WHAT TO PRODUCE
Copy down every line where the string "that" shows up.

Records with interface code
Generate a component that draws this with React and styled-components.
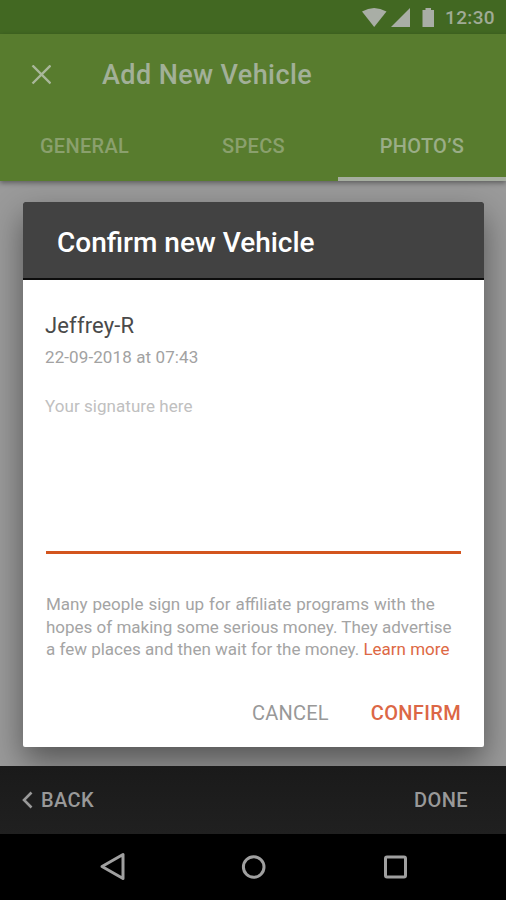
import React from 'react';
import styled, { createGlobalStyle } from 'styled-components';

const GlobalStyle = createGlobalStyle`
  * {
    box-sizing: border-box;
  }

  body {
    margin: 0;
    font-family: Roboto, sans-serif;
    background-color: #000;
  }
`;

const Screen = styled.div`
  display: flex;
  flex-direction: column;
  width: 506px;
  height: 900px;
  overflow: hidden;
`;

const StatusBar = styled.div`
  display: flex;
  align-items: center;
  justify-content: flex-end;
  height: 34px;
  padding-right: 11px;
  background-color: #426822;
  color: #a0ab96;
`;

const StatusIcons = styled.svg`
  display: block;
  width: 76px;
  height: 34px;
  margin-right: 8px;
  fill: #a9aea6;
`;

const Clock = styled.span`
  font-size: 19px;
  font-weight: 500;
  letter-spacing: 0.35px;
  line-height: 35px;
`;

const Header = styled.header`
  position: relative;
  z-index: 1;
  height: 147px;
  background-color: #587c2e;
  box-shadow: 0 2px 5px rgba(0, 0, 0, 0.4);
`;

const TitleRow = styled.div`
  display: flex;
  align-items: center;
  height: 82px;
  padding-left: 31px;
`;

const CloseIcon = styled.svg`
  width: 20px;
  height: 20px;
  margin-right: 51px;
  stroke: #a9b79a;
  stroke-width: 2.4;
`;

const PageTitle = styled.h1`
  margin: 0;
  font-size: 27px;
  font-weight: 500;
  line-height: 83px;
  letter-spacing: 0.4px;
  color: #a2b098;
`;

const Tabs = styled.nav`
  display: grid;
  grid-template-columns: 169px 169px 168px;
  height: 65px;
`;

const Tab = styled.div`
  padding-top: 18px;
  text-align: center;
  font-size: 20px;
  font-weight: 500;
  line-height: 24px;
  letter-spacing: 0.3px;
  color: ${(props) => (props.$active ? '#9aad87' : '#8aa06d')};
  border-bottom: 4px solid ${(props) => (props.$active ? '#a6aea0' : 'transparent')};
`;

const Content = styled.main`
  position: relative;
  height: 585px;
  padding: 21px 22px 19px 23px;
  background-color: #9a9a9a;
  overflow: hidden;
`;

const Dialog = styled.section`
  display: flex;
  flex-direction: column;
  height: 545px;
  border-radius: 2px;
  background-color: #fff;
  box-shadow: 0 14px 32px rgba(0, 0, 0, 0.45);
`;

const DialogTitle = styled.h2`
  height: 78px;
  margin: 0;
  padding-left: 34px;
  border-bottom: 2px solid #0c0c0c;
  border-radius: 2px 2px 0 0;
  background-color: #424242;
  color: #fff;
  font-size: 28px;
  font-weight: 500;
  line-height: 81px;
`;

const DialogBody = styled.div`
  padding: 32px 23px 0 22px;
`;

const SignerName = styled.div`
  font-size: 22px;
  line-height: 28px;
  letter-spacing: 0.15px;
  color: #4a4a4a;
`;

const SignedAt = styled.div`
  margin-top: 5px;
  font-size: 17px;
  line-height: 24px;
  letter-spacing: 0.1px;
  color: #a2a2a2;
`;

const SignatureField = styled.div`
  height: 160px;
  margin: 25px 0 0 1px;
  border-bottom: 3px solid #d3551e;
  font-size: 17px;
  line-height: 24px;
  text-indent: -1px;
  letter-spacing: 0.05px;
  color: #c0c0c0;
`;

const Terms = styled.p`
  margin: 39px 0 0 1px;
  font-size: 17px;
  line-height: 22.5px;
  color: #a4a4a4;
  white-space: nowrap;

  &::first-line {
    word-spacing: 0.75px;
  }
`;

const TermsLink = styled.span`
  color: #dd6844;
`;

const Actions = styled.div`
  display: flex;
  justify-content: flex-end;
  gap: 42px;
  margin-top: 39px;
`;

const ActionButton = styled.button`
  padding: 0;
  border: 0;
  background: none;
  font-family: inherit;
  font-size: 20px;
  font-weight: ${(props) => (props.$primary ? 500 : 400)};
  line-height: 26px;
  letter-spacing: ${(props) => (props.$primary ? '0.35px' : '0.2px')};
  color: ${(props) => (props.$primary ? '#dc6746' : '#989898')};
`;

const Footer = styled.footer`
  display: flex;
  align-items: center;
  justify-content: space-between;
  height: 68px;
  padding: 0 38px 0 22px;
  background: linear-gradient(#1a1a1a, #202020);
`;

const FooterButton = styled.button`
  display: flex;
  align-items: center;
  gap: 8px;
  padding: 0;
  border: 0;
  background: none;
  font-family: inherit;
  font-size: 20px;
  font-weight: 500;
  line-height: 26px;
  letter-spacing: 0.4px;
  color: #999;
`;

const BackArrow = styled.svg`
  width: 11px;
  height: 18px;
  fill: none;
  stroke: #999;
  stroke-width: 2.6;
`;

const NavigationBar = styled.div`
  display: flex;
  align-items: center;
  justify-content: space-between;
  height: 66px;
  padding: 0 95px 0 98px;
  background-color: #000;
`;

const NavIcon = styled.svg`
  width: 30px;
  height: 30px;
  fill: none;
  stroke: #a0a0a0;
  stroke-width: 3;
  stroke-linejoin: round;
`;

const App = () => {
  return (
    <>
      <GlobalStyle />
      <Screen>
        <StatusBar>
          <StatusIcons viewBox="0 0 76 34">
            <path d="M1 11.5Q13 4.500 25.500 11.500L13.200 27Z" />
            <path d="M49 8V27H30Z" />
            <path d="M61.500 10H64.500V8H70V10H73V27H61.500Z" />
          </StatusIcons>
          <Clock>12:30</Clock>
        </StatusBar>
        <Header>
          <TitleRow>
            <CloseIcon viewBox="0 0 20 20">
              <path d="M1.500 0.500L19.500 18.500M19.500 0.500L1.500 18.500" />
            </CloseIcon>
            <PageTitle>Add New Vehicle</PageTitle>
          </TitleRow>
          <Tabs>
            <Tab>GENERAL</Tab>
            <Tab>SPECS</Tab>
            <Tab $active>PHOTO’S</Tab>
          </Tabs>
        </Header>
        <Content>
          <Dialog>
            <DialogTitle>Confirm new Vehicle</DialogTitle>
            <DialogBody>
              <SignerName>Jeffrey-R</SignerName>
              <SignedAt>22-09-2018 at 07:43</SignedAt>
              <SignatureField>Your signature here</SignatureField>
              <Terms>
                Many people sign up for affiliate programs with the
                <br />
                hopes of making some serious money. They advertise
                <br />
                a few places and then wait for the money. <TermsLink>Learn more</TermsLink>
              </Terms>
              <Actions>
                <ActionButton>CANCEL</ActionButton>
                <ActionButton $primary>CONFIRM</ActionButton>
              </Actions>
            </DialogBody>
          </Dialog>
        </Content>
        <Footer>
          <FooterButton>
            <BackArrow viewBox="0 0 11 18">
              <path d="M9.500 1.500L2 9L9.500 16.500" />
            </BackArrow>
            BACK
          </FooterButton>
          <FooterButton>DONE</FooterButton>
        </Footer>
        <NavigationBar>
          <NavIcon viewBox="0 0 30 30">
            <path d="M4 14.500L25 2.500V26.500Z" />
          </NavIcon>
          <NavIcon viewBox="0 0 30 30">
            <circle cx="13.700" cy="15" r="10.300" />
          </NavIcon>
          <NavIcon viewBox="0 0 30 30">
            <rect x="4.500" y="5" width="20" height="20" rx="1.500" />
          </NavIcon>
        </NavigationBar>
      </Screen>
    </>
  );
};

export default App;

==

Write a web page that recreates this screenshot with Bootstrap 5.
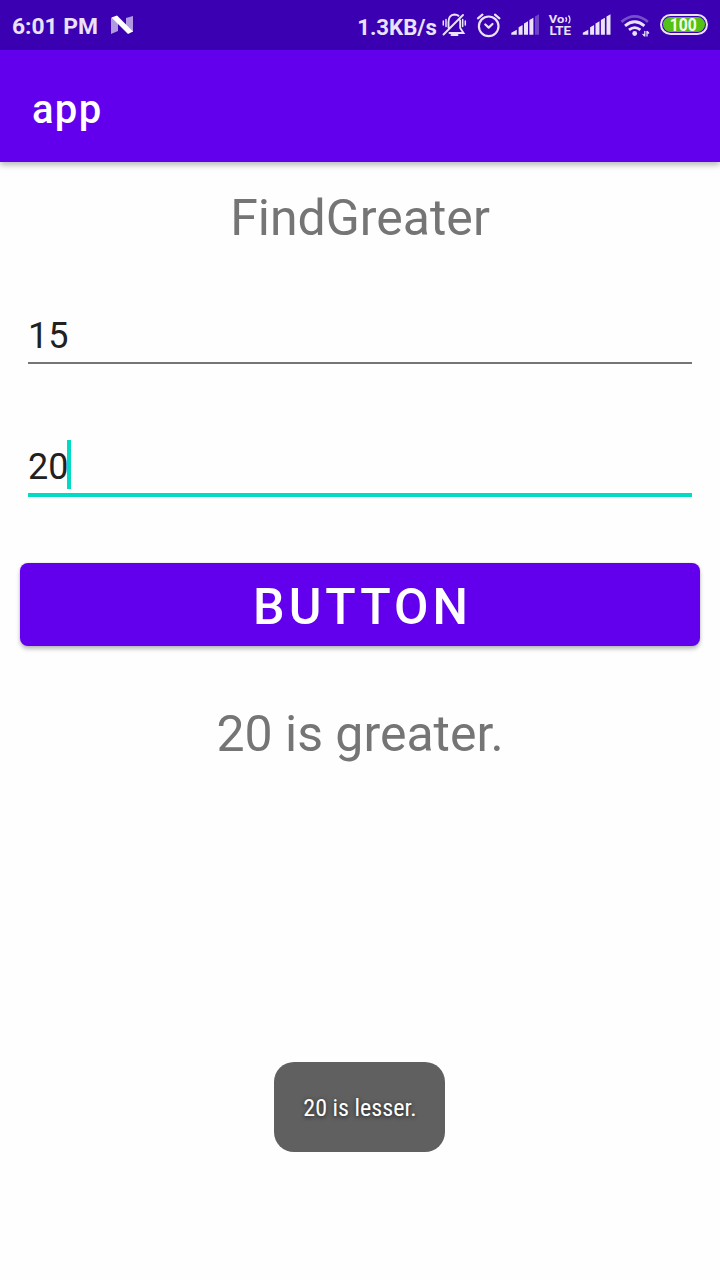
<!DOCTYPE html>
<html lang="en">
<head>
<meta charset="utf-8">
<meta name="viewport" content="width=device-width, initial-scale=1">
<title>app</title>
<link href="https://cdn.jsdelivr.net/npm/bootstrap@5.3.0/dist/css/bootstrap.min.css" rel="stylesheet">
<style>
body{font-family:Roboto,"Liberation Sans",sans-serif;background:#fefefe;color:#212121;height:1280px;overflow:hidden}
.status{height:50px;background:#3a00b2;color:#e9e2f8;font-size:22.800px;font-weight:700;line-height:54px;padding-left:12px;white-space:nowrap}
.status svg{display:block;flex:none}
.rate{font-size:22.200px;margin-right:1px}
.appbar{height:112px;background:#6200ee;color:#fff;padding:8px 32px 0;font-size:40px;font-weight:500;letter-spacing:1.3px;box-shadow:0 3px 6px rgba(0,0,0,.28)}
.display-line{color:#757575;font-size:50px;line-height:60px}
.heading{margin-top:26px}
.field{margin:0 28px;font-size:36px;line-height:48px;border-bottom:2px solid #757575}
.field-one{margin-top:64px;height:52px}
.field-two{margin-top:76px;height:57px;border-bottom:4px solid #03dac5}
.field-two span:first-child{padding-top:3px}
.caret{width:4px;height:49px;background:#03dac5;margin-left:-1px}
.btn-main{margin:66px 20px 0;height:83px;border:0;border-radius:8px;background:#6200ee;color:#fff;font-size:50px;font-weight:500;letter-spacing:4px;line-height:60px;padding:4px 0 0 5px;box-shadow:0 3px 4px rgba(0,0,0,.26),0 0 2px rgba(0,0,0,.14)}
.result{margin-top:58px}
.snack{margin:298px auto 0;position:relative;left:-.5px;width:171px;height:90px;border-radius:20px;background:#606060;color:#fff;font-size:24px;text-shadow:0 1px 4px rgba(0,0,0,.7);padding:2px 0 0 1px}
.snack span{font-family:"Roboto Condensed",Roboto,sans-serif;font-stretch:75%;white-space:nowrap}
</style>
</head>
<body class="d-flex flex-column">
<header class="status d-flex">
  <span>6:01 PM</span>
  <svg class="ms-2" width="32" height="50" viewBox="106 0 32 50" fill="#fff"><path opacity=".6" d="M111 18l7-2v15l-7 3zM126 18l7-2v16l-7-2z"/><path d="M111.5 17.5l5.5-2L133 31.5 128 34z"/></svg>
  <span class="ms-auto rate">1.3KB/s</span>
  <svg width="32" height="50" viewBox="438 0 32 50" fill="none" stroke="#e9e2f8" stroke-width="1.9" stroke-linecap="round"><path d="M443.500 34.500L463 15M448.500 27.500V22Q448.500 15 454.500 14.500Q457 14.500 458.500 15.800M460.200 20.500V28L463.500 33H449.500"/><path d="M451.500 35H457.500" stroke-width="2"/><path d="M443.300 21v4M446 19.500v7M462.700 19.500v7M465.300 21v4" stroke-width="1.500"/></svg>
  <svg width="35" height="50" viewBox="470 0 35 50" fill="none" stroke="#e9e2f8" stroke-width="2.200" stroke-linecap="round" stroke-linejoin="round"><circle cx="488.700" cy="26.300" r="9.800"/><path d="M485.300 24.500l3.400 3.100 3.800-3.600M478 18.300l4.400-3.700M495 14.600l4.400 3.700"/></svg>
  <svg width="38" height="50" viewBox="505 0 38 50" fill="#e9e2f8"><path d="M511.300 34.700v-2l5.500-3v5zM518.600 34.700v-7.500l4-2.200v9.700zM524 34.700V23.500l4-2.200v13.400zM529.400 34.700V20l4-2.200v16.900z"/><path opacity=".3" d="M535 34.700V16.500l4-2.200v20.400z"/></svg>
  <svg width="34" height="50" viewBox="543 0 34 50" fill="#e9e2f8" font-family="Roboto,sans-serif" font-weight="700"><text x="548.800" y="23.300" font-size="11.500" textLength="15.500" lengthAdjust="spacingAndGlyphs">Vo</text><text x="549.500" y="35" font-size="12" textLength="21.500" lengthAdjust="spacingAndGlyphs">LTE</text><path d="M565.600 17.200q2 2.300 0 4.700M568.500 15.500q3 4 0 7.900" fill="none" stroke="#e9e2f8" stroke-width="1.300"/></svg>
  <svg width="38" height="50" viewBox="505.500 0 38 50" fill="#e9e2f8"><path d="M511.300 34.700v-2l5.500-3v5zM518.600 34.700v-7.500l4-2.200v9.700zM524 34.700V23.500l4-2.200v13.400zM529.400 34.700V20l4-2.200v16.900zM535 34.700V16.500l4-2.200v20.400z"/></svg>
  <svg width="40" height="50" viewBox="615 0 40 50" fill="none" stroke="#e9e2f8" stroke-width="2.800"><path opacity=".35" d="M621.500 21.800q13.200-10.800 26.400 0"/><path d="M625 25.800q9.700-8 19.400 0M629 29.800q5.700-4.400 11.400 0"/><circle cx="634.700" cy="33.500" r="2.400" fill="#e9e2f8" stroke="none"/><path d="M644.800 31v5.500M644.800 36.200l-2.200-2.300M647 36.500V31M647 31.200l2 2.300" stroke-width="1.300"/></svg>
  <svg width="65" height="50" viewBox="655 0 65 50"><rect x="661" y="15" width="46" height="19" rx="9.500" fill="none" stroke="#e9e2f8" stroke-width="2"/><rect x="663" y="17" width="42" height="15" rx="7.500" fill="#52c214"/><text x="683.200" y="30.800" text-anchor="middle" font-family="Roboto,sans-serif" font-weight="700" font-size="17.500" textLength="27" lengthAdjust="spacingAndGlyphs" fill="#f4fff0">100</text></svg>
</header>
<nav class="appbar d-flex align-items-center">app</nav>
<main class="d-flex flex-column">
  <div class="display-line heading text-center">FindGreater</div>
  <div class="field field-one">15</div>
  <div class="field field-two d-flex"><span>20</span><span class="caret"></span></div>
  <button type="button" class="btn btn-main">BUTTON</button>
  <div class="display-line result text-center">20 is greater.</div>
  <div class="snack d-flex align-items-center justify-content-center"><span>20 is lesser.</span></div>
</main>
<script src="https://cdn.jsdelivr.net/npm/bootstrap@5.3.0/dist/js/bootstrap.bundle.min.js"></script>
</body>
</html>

FINAL RESULT
Generate a component that draws this with React and styled-components.
Write a web page that recreates this screenshot with Bootstrap 5.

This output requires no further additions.